Mina, halfway through her transformation to a vampire, manages to make Dracula trust her and kills him as he holds her in an embrace. The film ends with Mina still having the vampire's mark, leaving her fate untold, though it could be that she instead took her own life to prevent herself from succumbing to vampirism entirely.

==Cast==
- Patrick Bergin as Vladislav Tepes / Count Dracula
- Giancarlo Giannini as Dr. Enrico Valenzi
- Hardy Krüger Jr. as Jonathan Harker
- Stefania Rocca as Mina Murray
- Muriel Baumeister	as Lucy Westernra
- Kai Wiesinger as Dr. John Seward
- Alessio Boni as Quincey Morris
- Conrad Hornby as Arthur Holmwood
- Brett Forest as Roenfield
- Alessia Merz as Fair Woman
- Piroska Kiss as Dark Woman
- István Göz as Male Nurse
- Barna Illyés as Border Guard
- Csaba Pethes as Captain of the Tug
- Balázs Tardy as Tug Crew Member 1
- Levente Törköly as Tug Crew Member 2
- Ilona Kassai as Woman at the Hotel
- Imola Gáspár as Woman at the Manor
- Csilla Bakonnyi as Hungarian Woman
- Petra Hauman as Mother of the Boy
- Tibor Kenderesi as Man at the Hotel
- Andrew Divoff as Doctor

==Reception==
Critical reaction to the film has been mixed to negative.
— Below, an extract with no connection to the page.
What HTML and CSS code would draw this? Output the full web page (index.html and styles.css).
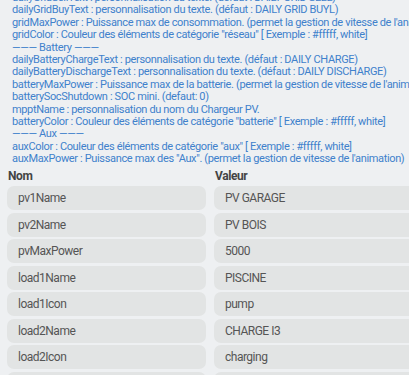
FILE: index.html
```html
<!DOCTYPE html>
<html lang="fr">
<head>
    <meta charset="UTF-8">
    <meta name="viewport" content="width=device-width, initial-scale=1.0">
    <title>Configuration</title>
    <link rel="stylesheet" href="styles.css">
</head>
<body>
    <!-- Help text -->
    <div class="help">
        <p>dailyGridSellText : personnalisation du texte. (défaut : DAILY GRID SELL)</p>
        <p>dailyGridBuyText : personnalisation du texte. (défaut : DAILY GRID BUYL)</p>
        <p>gridMaxPower : Puissance max de consommation. (permet la gestion de vitesse de l'animation)</p>
        <p>gridColor : Couleur des éléments de catégorie "réseau" [ Exemple : #fffff, white]</p>
        <p>——— Battery ———</p>
        <p>dailyBatteryChargeText : personnalisation du texte. (défaut : DAILY CHARGE)</p>
        <p>dailyBatteryDischargeText : personnalisation du texte. (défaut : DAILY DISCHARGE)</p>
        <p>batteryMaxPower : Puissance max de la batterie. (permet la gestion de vitesse de l'animation)</p>
        <p>batterySocShutdown : SOC mini. (defaut: 0)</p>
        <p>mpptName : personnalisation du nom du Chargeur PV.</p>
        <p>batteryColor : Couleur des éléments de catégorie "batterie" [ Exemple : #fffff, white]</p>
        <p>——— Aux ———</p>
        <p>auxColor : Couleur des éléments de catégorie "aux" [ Exemple : #fffff, white]</p>
        <p>auxMaxPower : Puissance max des "Aux". (permet la gestion de vitesse de l'animation)</p>
    </div>

    <!-- Key / value table -->
    <div class="table">
        <div class="head">Nom</div>
        <div class="head">Valeur</div>

        <div class="cell">pv1Name</div>
        <div class="cell">PV GARAGE</div>
        <div class="cell">pv2Name</div>
        <div class="cell">PV BOIS</div>
        <div class="cell">pvMaxPower</div>
        <div class="cell">5000</div>
        <div class="cell">load1Name</div>
        <div class="cell">PISCINE</div>
        <div class="cell">load1Icon</div>
        <div class="cell">pump</div>
        <div class="cell">load2Name</div>
        <div class="cell">CHARGE I3</div>
        <div class="cell">load2Icon</div>
        <div class="cell">charging</div>
        <div class="cell"></div>
        <div class="cell"></div>
    </div>
</body>
</html>
```

FILE: styles.css
```css
body {
    margin: 0;
    padding: 0;
    background-color: #eef0f2;
    font-family: Roboto, "Liberation Sans", sans-serif;
    overflow: hidden;
    height: 375px;
}
.help {
    margin-top: -8px;
    padding-left: 12px;
    color: #4081cc;
    font-size: 11px;
    letter-spacing: -0.35px;
    line-height: 12.4px;
    white-space: nowrap;
    overflow: hidden;
}
.help p {
    margin: 0;
}
.table {
    display: grid;
    grid-template-columns: 199px 195px;
    column-gap: 8px;
    row-gap: 2.5px;
    padding: 0 0 0 7px;
    margin-top: 3px;
}
.head {
    font-weight: bold;
    font-size: 12px;
    letter-spacing: -0.4px;
    color: #444;
    padding-left: 1px;
    height: 14px;
    line-height: 14px;
    margin-bottom: 1px;
}
.cell {
    background-color: #e2e4e4;
    border-radius: 7px 0 0 7px;
    height: 24px;
    line-height: 24px;
    padding-left: 11px;
    font-size: 12px;
    letter-spacing: -0.5px;
    color: #555;
    box-sizing: border-box;
}
.cell:nth-child(odd) {
    border-radius: 7px;
}
```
David Johnson of DVD Verdict offered a positive review, saying: "Everyone involved commits to doing an okay job, and the production values and general atmosphere help shed the burden of the film stock and sad-sack effects. Bergin's Dracula is effectively crusty and malicious, and Muriel Baumeister has a good time hamming it up as the infected Lucy." Others were less positive: The SF, Horror, and Fantasy Film Review wrote, "While the film does an excellent job in updating Dracula to the midst of New Europe's nouveau riche, director Roger Young lets the show down considerably in the second half. ... The script does get caught up in some pretentious natterings [and] the performances are particularly uneven."

Noel Megahey of DVD Times said, "It's [the] awkwardness in the script and the dialogue that weighs heavily on the film, although the film actually does operate half-way successfully when it moves into the non-verbal action sequences. What really sinks the film in the end, though, is not the weakness of the special effects, but the performances and the delivery of the pan-European cast that struggles through their semi-dubbed English-language lines." David Hall of EatMyBrains.com said, "There have been far worse cinematic incarnations of Stoker's tale than this — but it must rank as one of the dreariest adaptations ever — a toothless bore shorn of any frisson of eroticism, with nary a drop of blood in sight."